> _Instructions for the task_: Copy all the data exactly, except the pictures.

> _Data block_:
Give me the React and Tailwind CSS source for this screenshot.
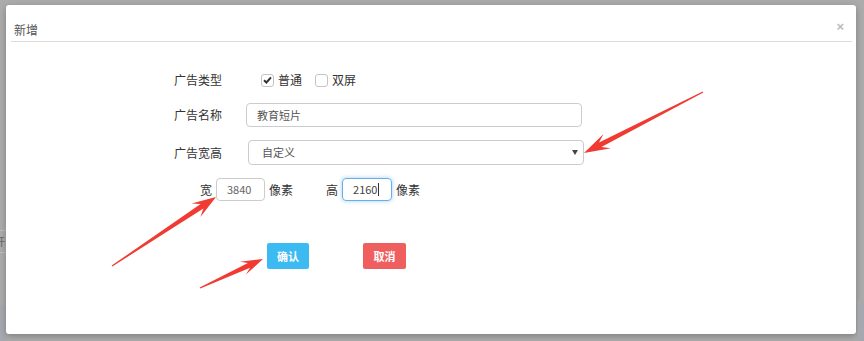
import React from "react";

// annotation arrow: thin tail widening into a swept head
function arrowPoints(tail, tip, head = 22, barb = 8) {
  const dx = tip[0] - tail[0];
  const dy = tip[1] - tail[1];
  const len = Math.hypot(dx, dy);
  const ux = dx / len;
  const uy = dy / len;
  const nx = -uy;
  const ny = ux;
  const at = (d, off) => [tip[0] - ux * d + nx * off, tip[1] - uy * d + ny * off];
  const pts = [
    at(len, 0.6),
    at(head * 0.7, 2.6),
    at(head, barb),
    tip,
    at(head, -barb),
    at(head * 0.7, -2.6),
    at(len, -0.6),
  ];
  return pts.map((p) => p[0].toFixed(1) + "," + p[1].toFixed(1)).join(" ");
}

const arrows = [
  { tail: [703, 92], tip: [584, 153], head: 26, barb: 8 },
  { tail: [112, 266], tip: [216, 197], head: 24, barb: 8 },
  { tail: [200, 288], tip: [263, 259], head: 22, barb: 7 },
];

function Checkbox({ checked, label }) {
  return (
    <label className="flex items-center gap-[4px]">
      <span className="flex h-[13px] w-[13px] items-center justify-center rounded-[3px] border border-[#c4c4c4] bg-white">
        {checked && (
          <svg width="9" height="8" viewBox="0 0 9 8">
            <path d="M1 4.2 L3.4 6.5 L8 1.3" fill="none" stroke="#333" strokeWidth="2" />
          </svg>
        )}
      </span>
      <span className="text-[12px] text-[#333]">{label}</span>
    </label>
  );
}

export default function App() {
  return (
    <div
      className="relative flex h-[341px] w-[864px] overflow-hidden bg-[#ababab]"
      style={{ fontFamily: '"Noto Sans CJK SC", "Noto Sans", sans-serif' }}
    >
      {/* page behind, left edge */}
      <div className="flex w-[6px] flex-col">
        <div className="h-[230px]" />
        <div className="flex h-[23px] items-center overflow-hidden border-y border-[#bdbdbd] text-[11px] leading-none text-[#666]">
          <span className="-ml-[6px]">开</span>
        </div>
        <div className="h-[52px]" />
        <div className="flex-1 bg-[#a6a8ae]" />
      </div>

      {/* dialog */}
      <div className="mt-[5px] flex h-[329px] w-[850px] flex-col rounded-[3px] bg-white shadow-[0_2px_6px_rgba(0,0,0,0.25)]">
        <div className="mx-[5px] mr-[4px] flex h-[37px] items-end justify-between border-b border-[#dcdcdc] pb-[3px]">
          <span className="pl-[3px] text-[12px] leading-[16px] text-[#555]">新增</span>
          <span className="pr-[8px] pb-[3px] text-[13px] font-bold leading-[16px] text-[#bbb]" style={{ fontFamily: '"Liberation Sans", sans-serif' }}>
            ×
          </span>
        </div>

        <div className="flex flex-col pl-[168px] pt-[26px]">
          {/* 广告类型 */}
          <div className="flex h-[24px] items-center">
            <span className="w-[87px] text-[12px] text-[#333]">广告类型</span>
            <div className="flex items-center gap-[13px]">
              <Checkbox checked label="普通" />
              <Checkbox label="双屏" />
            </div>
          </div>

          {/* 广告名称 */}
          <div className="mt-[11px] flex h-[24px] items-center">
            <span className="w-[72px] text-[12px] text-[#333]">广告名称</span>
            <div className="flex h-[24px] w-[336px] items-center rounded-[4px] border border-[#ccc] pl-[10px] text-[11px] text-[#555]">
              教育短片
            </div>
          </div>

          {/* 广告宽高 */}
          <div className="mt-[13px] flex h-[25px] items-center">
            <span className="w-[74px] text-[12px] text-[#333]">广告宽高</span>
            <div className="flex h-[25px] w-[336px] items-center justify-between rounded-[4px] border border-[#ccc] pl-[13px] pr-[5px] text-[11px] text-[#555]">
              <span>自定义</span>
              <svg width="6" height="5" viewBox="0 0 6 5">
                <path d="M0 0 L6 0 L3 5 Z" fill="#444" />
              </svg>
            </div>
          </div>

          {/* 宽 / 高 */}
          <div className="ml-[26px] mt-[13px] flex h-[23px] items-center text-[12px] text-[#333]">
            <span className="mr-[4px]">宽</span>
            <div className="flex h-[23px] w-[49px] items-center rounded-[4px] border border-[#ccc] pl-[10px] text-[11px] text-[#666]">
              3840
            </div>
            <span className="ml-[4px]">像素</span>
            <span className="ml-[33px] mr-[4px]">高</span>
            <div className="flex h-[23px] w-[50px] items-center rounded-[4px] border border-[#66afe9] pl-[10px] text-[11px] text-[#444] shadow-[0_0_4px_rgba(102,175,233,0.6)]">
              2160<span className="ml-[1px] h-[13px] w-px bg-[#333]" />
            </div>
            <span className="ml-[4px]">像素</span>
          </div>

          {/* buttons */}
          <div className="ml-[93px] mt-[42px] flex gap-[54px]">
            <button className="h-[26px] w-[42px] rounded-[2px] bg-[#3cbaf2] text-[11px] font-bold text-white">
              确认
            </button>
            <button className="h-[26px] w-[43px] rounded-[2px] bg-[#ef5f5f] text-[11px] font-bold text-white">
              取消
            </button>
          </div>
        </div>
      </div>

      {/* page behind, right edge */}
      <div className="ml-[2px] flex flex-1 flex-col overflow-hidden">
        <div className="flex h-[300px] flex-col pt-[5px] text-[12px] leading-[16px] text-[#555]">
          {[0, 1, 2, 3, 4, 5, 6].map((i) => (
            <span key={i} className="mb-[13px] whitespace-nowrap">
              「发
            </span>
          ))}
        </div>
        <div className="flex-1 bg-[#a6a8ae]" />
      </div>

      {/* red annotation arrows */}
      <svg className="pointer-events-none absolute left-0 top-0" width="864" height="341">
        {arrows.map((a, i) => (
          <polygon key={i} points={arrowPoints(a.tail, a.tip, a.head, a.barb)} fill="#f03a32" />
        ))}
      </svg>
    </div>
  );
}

> _Result of this task_:
Give me the React and Tailwind CSS source for this screenshot.
import React from "react";

// annotation arrow: thin tail widening into a swept head
function arrowPoints(tail, tip, head = 22, barb = 8) {
  const dx = tip[0] - tail[0];
  const dy = tip[1] - tail[1];
  const len = Math.hypot(dx, dy);
  const ux = dx / len;
  const uy = dy / len;
  const nx = -uy;
  const ny = ux;
  const at = (d, off) => [tip[0] - ux * d + nx * off, tip[1] - uy * d + ny * off];
  const pts = [
    at(len, 0.6),
    at(head * 0.7, 2.6),
    at(head, barb),
    tip,
    at(head, -barb),
    at(head * 0.7, -2.6),
    at(len, -0.6),
  ];
  return pts.map((p) => p[0].toFixed(1) + "," + p[1].toFixed(1)).join(" ");
}

const arrows = [
  { tail: [703, 92], tip: [584, 153], head: 26, barb: 8 },
  { tail: [112, 266], tip: [216, 197], head: 24, barb: 8 },
  { tail: [200, 288], tip: [263, 259], head: 22, barb: 7 },
];

function Checkbox({ checked, label }) {
  return (
    <label className="flex items-center gap-[4px]">
      <span className="flex h-[13px] w-[13px] items-center justify-center rounded-[3px] border border-[#c4c4c4] bg-white">
        {checked && (
          <svg width="9" height="8" viewBox="0 0 9 8">
            <path d="M1 4.2 L3.4 6.5 L8 1.3" fill="none" stroke="#333" strokeWidth="2" />
          </svg>
        )}
      </span>
      <span className="text-[12px] text-[#333]">{label}</span>
    </label>
  );
}

export default function App() {
  return (
    <div
      className="relative flex h-[341px] w-[864px] overflow-hidden bg-[#ababab]"
      style={{ fontFamily: '"Noto Sans CJK SC", "Noto Sans", sans-serif' }}
    >
      {/* page behind, left edge */}
      <div className="flex w-[6px] flex-col">
        <div className="h-[230px]" />
        <div className="flex h-[23px] items-center overflow-hidden border-y border-[#bdbdbd] text-[11px] leading-none text-[#666]">
          <span className="-ml-[6px]">开</span>
        </div>
        <div className="h-[52px]" />
        <div className="flex-1 bg-[#a6a8ae]" />
      </div>

      {/* dialog */}
      <div className="mt-[5px] flex h-[329px] w-[850px] flex-col rounded-[3px] bg-white shadow-[0_2px_6px_rgba(0,0,0,0.25)]">
        <div className="mx-[5px] mr-[4px] flex h-[37px] items-end justify-between border-b border-[#dcdcdc] pb-[3px]">
          <span className="pl-[3px] text-[12px] leading-[16px] text-[#555]">新增</span>
          <span className="pr-[8px] pb-[3px] text-[13px] font-bold leading-[16px] text-[#bbb]" style={{ fontFamily: '"Liberation Sans", sans-serif' }}>
            ×
          </span>
        </div>

        <div className="flex flex-col pl-[168px] pt-[26px]">
          {/* 广告类型 */}
          <div className="flex h-[24px] items-center">
            <span className="w-[87px] text-[12px] text-[#333]">广告类型</span>
            <div className="flex items-center gap-[13px]">
              <Checkbox checked label="普通" />
              <Checkbox label="双屏" />
            </div>
          </div>

          {/* 广告名称 */}
          <div className="mt-[11px] flex h-[24px] items-center">
            <span className="w-[72px] text-[12px] text-[#333]">广告名称</span>
            <div className="flex h-[24px] w-[336px] items-center rounded-[4px] border border-[#ccc] pl-[10px] text-[11px] text-[#555]">
              教育短片
            </div>
          </div>

          {/* 广告宽高 */}
          <div className="mt-[13px] flex h-[25px] items-center">
            <span className="w-[74px] text-[12px] text-[#333]">广告宽高</span>
            <div className="flex h-[25px] w-[336px] items-center justify-between rounded-[4px] border border-[#ccc] pl-[13px] pr-[5px] text-[11px] text-[#555]">
              <span>自定义</span>
              <svg width="6" height="5" viewBox="0 0 6 5">
                <path d="M0 0 L6 0 L3 5 Z" fill="#444" />
              </svg>
            </div>
          </div>

          {/* 宽 / 高 */}
          <div className="ml-[26px] mt-[13px] flex h-[23px] items-center text-[12px] text-[#333]">
            <span className="mr-[4px]">宽</span>
            <div className="flex h-[23px] w-[49px] items-center rounded-[4px] border border-[#ccc] pl-[10px] text-[11px] text-[#666]">
              3840
            </div>
            <span className="ml-[4px]">像素</span>
            <span className="ml-[33px] mr-[4px]">高</span>
            <div className="flex h-[23px] w-[50px] items-center rounded-[4px] border border-[#66afe9] pl-[10px] text-[11px] text-[#444] shadow-[0_0_4px_rgba(102,175,233,0.6)]">
              2160<span className="ml-[1px] h-[13px] w-px bg-[#333]" />
            </div>
            <span className="ml-[4px]">像素</span>
          </div>

          {/* buttons */}
          <div className="ml-[93px] mt-[42px] flex gap-[54px]">
            <button className="h-[26px] w-[42px] rounded-[2px] bg-[#3cbaf2] text-[11px] font-bold text-white">
              确认
            </button>
            <button className="h-[26px] w-[43px] rounded-[2px] bg-[#ef5f5f] text-[11px] font-bold text-white">
              取消
            </button>
          </div>
        </div>
      </div>

      {/* page behind, right edge */}
      <div className="ml-[2px] flex flex-1 flex-col overflow-hidden">
        <div className="flex h-[300px] flex-col pt-[5px] text-[12px] leading-[16px] text-[#555]">
          {[0, 1, 2, 3, 4, 5, 6].map((i) => (
            <span key={i} className="mb-[13px] whitespace-nowrap">
              「发
            </span>
          ))}
        </div>
        <div className="flex-1 bg-[#a6a8ae]" />
      </div>

      {/* red annotation arrows */}
      <svg className="pointer-events-none absolute left-0 top-0" width="864" height="341">
        {arrows.map((a, i) => (
          <polygon key={i} points={arrowPoints(a.tail, a.tip, a.head, a.barb)} fill="#f03a32" />
        ))}
      </svg>
    </div>
  );
}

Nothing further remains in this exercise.